An Aussie Rules fooball match in — get this — Australia was interrupted by a streaker who inadvertently knocked himself out in the middle of the field. That’s odd, usually streakers seem like such bright people.
According to witnesses, he ran to the centre half back position where he did a “funny” jump – but landed heavily on this head and was “out cold”.
Volunteers at the ground attended to him and several minutes later he was carried from the oval on a stretcher.
The report says that Streaky Pete is recovering, which I take to mean he woke up naked in the hospital. Take it from me, waking up in a hospital is no fun at all.

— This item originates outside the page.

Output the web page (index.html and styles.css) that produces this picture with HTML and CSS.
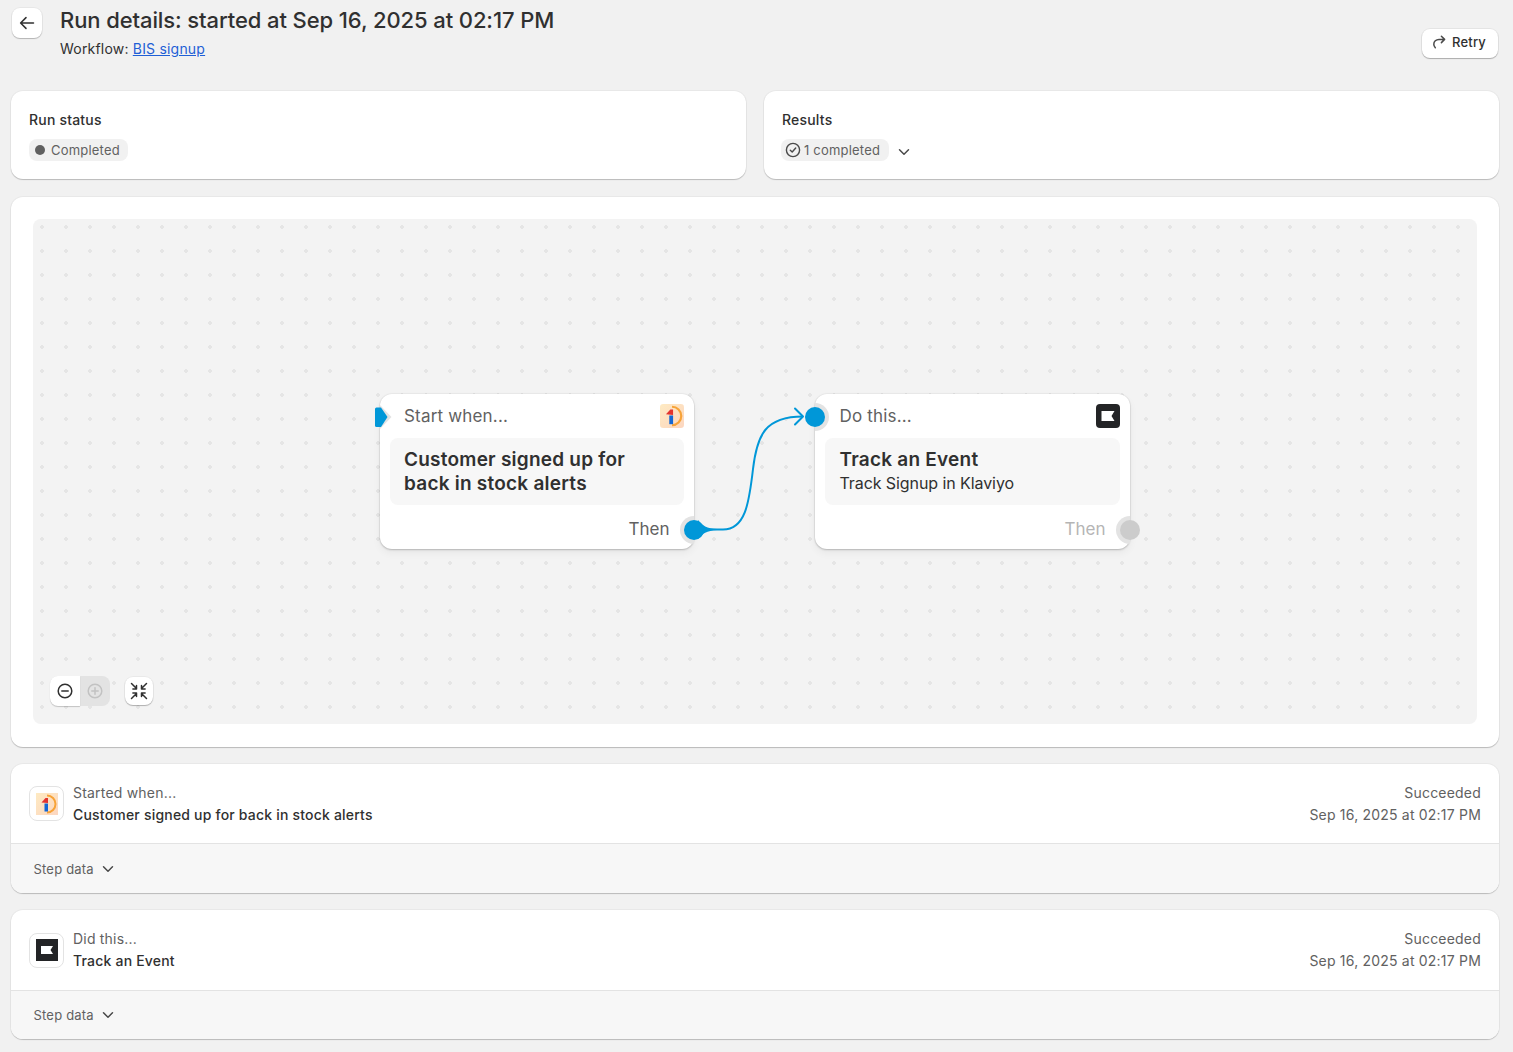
FILE: index.html
```html
<!DOCTYPE html>
<html lang="en">
<head>
<meta charset="utf-8">
<title>Run details</title>
<link rel="stylesheet" href="styles.css">
</head>
<body>
<main class="page">
  <header class="top">
    <button class="back" aria-label="Back">
      <svg viewBox="0 0 20 20" width="20" height="20"><path d="M16.500 10H3.800M9 4.600 3.600 10 9 15.400" fill="none" stroke="#303030" stroke-width="1.500" stroke-linecap="round" stroke-linejoin="round"/></svg>
    </button>
    <div class="heading">
      <h1>Run details: started at Sep 16, 2025 at 02:17 PM</h1>
      <p>Workflow: <a href="#">BIS signup</a></p>
    </div>
    <button class="retry">
      <svg viewBox="0 0 16 16" width="16" height="16"><path d="M13.400 5.400H8C5 5.400 2.800 7.500 2.800 10.200c0 1.400.6 2.600 1.500 3.500M10.400 2.200l3.200 3.200-3.200 3.200" fill="none" stroke="#4a4a4a" stroke-width="1.500" stroke-linecap="round" stroke-linejoin="round"/></svg>
      Retry
    </button>
  </header>

  <section class="summary">
    <div class="card info">
      <h2>Run status</h2>
      <div class="badge-row"><span class="badge"><i class="dot"></i>Completed</span></div>
    </div>
    <div class="card info">
      <h2>Results</h2>
      <div class="badge-row">
        <span class="badge badge-check">
          <svg viewBox="0 0 16 16" width="16" height="16"><circle cx="8" cy="8" r="6.600" fill="none" stroke="#4a4a4a" stroke-width="1.400"/><path d="M5.300 8.200 7.200 10l3.500-4" fill="none" stroke="#4a4a4a" stroke-width="1.400" stroke-linecap="round" stroke-linejoin="round"/></svg>1 completed
        </span>
        <svg class="chev" viewBox="0 0 12 8" width="12" height="8"><path d="M1.500 1.700 6 6.200l4.500-4.500" fill="none" stroke="#4a4a4a" stroke-width="1.500" stroke-linecap="round" stroke-linejoin="round"/></svg>
      </div>
    </div>
  </section>

  <section class="card canvas-card">
    <div class="canvas">
      <svg class="wire" width="1444" height="505" viewBox="0 0 1444 505">
        <path d="M662 310.500H690C712 310.500 716 285 720 250 724 216 732 197.500 770 197.500" fill="none" stroke="#0097d8" stroke-width="2"/>
        <path d="M665 301C669 306 674 310 684 310V311C674 311.500 669 315 665 320z" fill="#0097d8"/>
        <path d="M762 189.500l8 8-8 8" fill="none" stroke="#0097d8" stroke-width="2" stroke-linecap="round" stroke-linejoin="round"/>
      </svg>

      <article class="node node-start">
        <svg class="tag" viewBox="0 0 20 28" width="20" height="28"><path d="M7 2 18.500 14 7 26z" fill="#e3e3e3"/><path d="M3.500 4.500H8L14.500 14 8 24H3.500A1.500 1.500 0 0 1 2 22.500V6A1.500 1.500 0 0 1 3.500 4.500z" fill="#0097d8"/></svg>
        <div class="node-head">
          <span>Start when...</span>
          <svg class="app" viewBox="0 0 22 22" width="24" height="24"><defs><linearGradient id="logo-a" x1="0" y1="0" x2="1" y2="1"><stop offset="0" stop-color="#feeac2"/><stop offset="1" stop-color="#fcd6c0"/></linearGradient></defs><rect width="22" height="22" rx="3" fill="url(#logo-a)"/><path d="M11 2.500a8.500 8.500 0 1 1 0 17" fill="none" stroke="#f7a338" stroke-width="2"/><path d="M5.500 9.500 9.500 5H12v5z" fill="#e2332e"/><rect x="8.500" y="10.500" width="3.500" height="8" fill="#1467d4"/></svg>
        </div>
        <div class="node-body"><strong>Customer signed up for<br>back in stock alerts</strong></div>
        <div class="node-foot"><span>Then</span></div>
        <span class="port port-out"><i></i></span>
      </article>

      <article class="node node-do">
        <span class="port port-in"><i></i></span>
        <div class="node-head">
          <span>Do this...</span>
          <svg class="app" viewBox="0 0 24 24" width="24" height="24"><rect width="24" height="24" rx="4" fill="#232426"/><path d="M5.500 7h13l-3 5 3 5h-13z" fill="#fff"/></svg>
        </div>
        <div class="node-body"><strong>Track an Event</strong><em>Track Signup in Klaviyo</em></div>
        <div class="node-foot muted"><span>Then</span></div>
        <span class="port port-out off"><i></i></span>
      </article>

      <div class="zoom-group">
        <button class="zoom-btn" aria-label="Zoom out">
          <svg viewBox="0 0 20 20" width="20" height="20"><circle cx="10" cy="10" r="6.800" fill="none" stroke="#303030" stroke-width="1.500"/><path d="M6.800 10h6.400" stroke="#303030" stroke-width="1.500" stroke-linecap="round"/></svg>
        </button>
        <button class="zoom-btn off" aria-label="Zoom in">
          <svg viewBox="0 0 20 20" width="20" height="20"><circle cx="10" cy="10" r="6.800" fill="none" stroke="#c2c2c2" stroke-width="1.500"/><path d="M6.800 10h6.400M10 6.800v6.400" stroke="#c2c2c2" stroke-width="1.500" stroke-linecap="round"/></svg>
        </button>
      </div>
      <button class="fit" aria-label="Fit">
        <svg viewBox="0 0 20 20" width="20" height="20"><g fill="none" stroke="#303030" stroke-width="1.500" stroke-linecap="round" stroke-linejoin="round"><path d="M2.500 2.500 7 7M3.900 8h3.600V4.400"/><path d="M17.500 2.500 13 7M16.100 8h-3.600V4.400"/><path d="M2.500 17.500 7 13M3.900 12h3.600v3.600"/><path d="M17.500 17.500 13 13M16.100 12h-3.600v3.600"/></g></svg>
      </button>
    </div>
  </section>

  <section class="card step">
    <div class="step-main">
      <span class="step-icon">
        <svg viewBox="0 0 22 22" width="22" height="22"><defs><linearGradient id="logo-b" x1="0" y1="0" x2="1" y2="1"><stop offset="0" stop-color="#feeac2"/><stop offset="1" stop-color="#fcd6c0"/></linearGradient></defs><rect width="22" height="22" fill="url(#logo-b)"/><path d="M11 2.500a8.500 8.500 0 1 1 0 17" fill="none" stroke="#f7a338" stroke-width="2"/><path d="M5.500 9.500 9.500 5H12v5z" fill="#e2332e"/><rect x="8.500" y="10.500" width="3.500" height="8" fill="#1467d4"/></svg>
      </span>
      <div class="step-text"><span>Started when...</span><strong>Customer signed up for back in stock alerts</strong></div>
      <div class="step-meta"><span>Succeeded</span><span>Sep 16, 2025 at 02:17 PM</span></div>
    </div>
    <div class="step-foot">Step data
      <svg viewBox="0 0 12 8" width="12" height="8"><path d="M1.500 1.700 6 6.200l4.500-4.500" fill="none" stroke="#4a4a4a" stroke-width="1.500" stroke-linecap="round" stroke-linejoin="round"/></svg>
    </div>
  </section>

  <section class="card step">
    <div class="step-main tall">
      <span class="step-icon">
        <svg viewBox="0 0 22 22" width="22" height="22"><rect width="22" height="22" fill="#232426"/><path d="M5 7h12l-2.500 4 2.500 4H5z" fill="#fff"/></svg>
      </span>
      <div class="step-text"><span>Did this...</span><strong>Track an Event</strong></div>
      <div class="step-meta"><span>Succeeded</span><span>Sep 16, 2025 at 02:17 PM</span></div>
    </div>
    <div class="step-foot">Step data
      <svg viewBox="0 0 12 8" width="12" height="8"><path d="M1.500 1.700 6 6.200l4.500-4.500" fill="none" stroke="#4a4a4a" stroke-width="1.500" stroke-linecap="round" stroke-linejoin="round"/></svg>
    </div>
  </section>
</main>
</body>
</html>
```
FILE: styles.css
```css
* { box-sizing: border-box; }
html, body { margin: 0; padding: 0; }
body {
  background: #f1f1f1;
  color: #303030;
  font-family: Inter, "Liberation Sans", sans-serif;
  font-size: 14px;
  line-height: 20px;
  letter-spacing: .2px;
}
button { font: inherit; letter-spacing: inherit; color: inherit; cursor: pointer; }
.page { padding: 0 14px 13px 11px; display: flex; flex-direction: column; gap: 17px; }

.top { display: flex; align-items: flex-start; height: 74px; }
.back {
  width: 30px; height: 30px; margin-top: 8px; margin-left: 1px; padding: 0; border: 0; border-radius: 8px;
  background: #fff; display: flex; align-items: center; justify-content: center;
  box-shadow: 0 1px 1px rgba(0,0,0,.22), 0 0 0 1px rgba(0,0,0,.04);
}
.heading { margin-left: 18px; flex: 1; }
h1 { margin: 5px 0 0; font-size: 22px; line-height: 30px; font-weight: 500; letter-spacing: -.1px; color: #303030; }
.heading p { margin: 4px 0 0; font-size: 14px; line-height: 20px; }
.heading a { color: #1f5fd6; }
.retry {
  width: 76px; height: 29px; margin-top: 29px; margin-right: 1px; padding: 0 0 3px 9px; border: 0; border-radius: 8px;
  background: #fff; display: flex; align-items: center; gap: 5px;
  font-size: 13px; font-weight: 500;
  box-shadow: 0 1px 1px rgba(0,0,0,.25), 0 0 0 1px rgba(0,0,0,.05);
}

.card {
  background: #fff; border-radius: 12px;
  box-shadow: 0 1px 1px rgba(0,0,0,.2), 0 0 0 1px rgba(0,0,0,.035);
}
.summary { display: grid; grid-template-columns: 735px 735px; column-gap: 18px; margin-bottom: 1px; }
.info { height: 88px; padding: 19px 18px 0; }
h2 { margin: 0; font-size: 14px; line-height: 20px; font-weight: 500; }
.badge-row { display: flex; align-items: center; margin-top: 9px; }
.badge {
  height: 22px; border-radius: 8px; background: #f1f1f1; color: #616161;
  font-size: 13px; line-height: 22px; display: inline-flex; align-items: center; padding: 0 8px 0 6px;
}
.dot { width: 10px; height: 10px; border-radius: 50%; background: #616161; margin-right: 6px; }
.badge-check { padding: 0 9px 0 4px; gap: 3px; margin-left: -1px; }
.chev { margin-left: 9px; margin-top: 4px; }

.canvas-card { height: 550px; padding: 22px 22px 0; }
.canvas {
  position: relative; height: 505px; border-radius: 8px; background-color: #f3f3f3;
  background-image: radial-gradient(circle, #e5e5e5 1.700px, transparent 2.100px);
  background-size: 24px 24px; background-position: -3px -4px;
}
.wire { position: absolute; left: 0; top: 0; }
.node {
  position: absolute; top: 175px; width: 315px; height: 155px; background: #fff; border-radius: 12px;
  box-shadow: 0 1px 2px rgba(0,0,0,.2), 0 4px 8px rgba(0,0,0,.05), 0 0 0 1px rgba(0,0,0,.03);
  padding: 0 10px;
}
.node-start { left: 346.500px; width: 314.500px; }
.node-do { left: 782px; }
.node-head {
  height: 44px; padding: 0 0 0 14.500px; display: flex; align-items: center; justify-content: space-between;
  font-size: 17px; color: #616161; letter-spacing: .18px;
}
.app { display: block; }
.node-body {
  height: 67px; background: #f7f7f7; border-radius: 8px; padding: 10px 14.500px 0;
  font-size: 19px; line-height: 24px;
}
.node-body strong { display: block; font-weight: 600; color: #303030; font-size: 19px; letter-spacing: .23px; }
.node-body em { display: block; font-style: normal; font-size: 16px; line-height: 24px; letter-spacing: -.08px; margin-top: -1px; }
.node-foot {
  height: 44px; display: flex; align-items: center; justify-content: flex-end;
  padding: 3px 14.500px 0 0; font-size: 17px; color: #616161; letter-spacing: 0;
}
.node-foot.muted { color: #b5b5b5; }
.port { position: absolute; width: 20px; height: 20px; }
.port::before {
  content: ""; position: absolute; top: -4px; width: 14px; height: 28px; background: #e3e3e3;
}
.port i { position: absolute; inset: 0; border-radius: 50%; background: #0097d8; display: block; }
.port-in { left: -10px; top: 12.500px; }
.port-in::before { left: 10px; border-radius: 0 14px 14px 0; }
.port-out { right: -10px; top: 126px; }
.port-out::before { right: 10px; border-radius: 14px 0 0 14px; }
.port-out.off i { background: #cccccc; }
.tag { position: absolute; left: -7px; top: 8.500px; }

.zoom-group {
  position: absolute; left: 17px; top: 457px; width: 60px; height: 30px; display: flex;
  border-radius: 8px; background: #e3e3e3;
}
.zoom-btn {
  width: 30px; height: 30px; padding: 0; border: 0; background: #fff; border-radius: 8px 0 0 8px;
  display: flex; align-items: center; justify-content: center;
  box-shadow: 0 1px 1px rgba(0,0,0,.2);
}
.zoom-btn.off { background: transparent; box-shadow: none; }
.fit {
  position: absolute; left: 92px; top: 458px; width: 28px; height: 28px; padding: 0; border: 0;
  border-radius: 8px; background: #fff; display: flex; align-items: center; justify-content: center;
  box-shadow: 0 1px 1px rgba(0,0,0,.25), 0 0 0 1px rgba(0,0,0,.04);
}

.step { overflow: hidden; display: flex; flex-direction: column; height: 129px; }
.step-main { height: 80px; flex: none; display: flex; align-items: center; padding: 0 18px; border-bottom: 1px solid #e3e3e3; }
.step-main.tall { height: 81px; }
.step-icon {
  width: 35px; height: 35px; flex: none; border: 1px solid #e3e3e3; border-radius: 8px;
  display: flex; align-items: center; justify-content: center; background: #fff;
}
.step-text { margin-left: 9px; flex: 1; display: flex; flex-direction: column; gap: 2px; }
.step-text span { color: #616161; }
.step-text strong { font-weight: 500; }
.step-meta { display: flex; flex-direction: column; align-items: flex-end; gap: 2px; color: #616161; }
.step-foot {
  flex: 1; background: #f7f7f7; padding: 0 22.500px; display: flex; align-items: center; gap: 8px;
  font-size: 13px; color: #616161;
}
```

Wait, did I say hospital? Because I meant jail. Naked, jailed, and semiconscious is no way to live life. Ask my girlfriend.
(thanks to Vince for the story; VIDEO after the jump)


Streaking Pete?
He streaks for nickles.
I gave him a quarter….he will be streaking for hours.
“did I say hospital? Because I meant jail.”
Even worse: the hospital in jail.
Stupid bleeding sphincter.
The only way this story could’ve been better is if a kangaroo or wallaby had violated him at midfield while unconscious. Like in my wet dream last night.
Dead? I’ll tell you what’s dead..Vaudeville.
Getting knocked unconcious causes boners.
When it comes to half time entertainment, we get Janet Jackson, they get Streaky Pete… {makes weighing motion with hands}
Now you understand why the Stinky side of the family has nothing at all to do with them.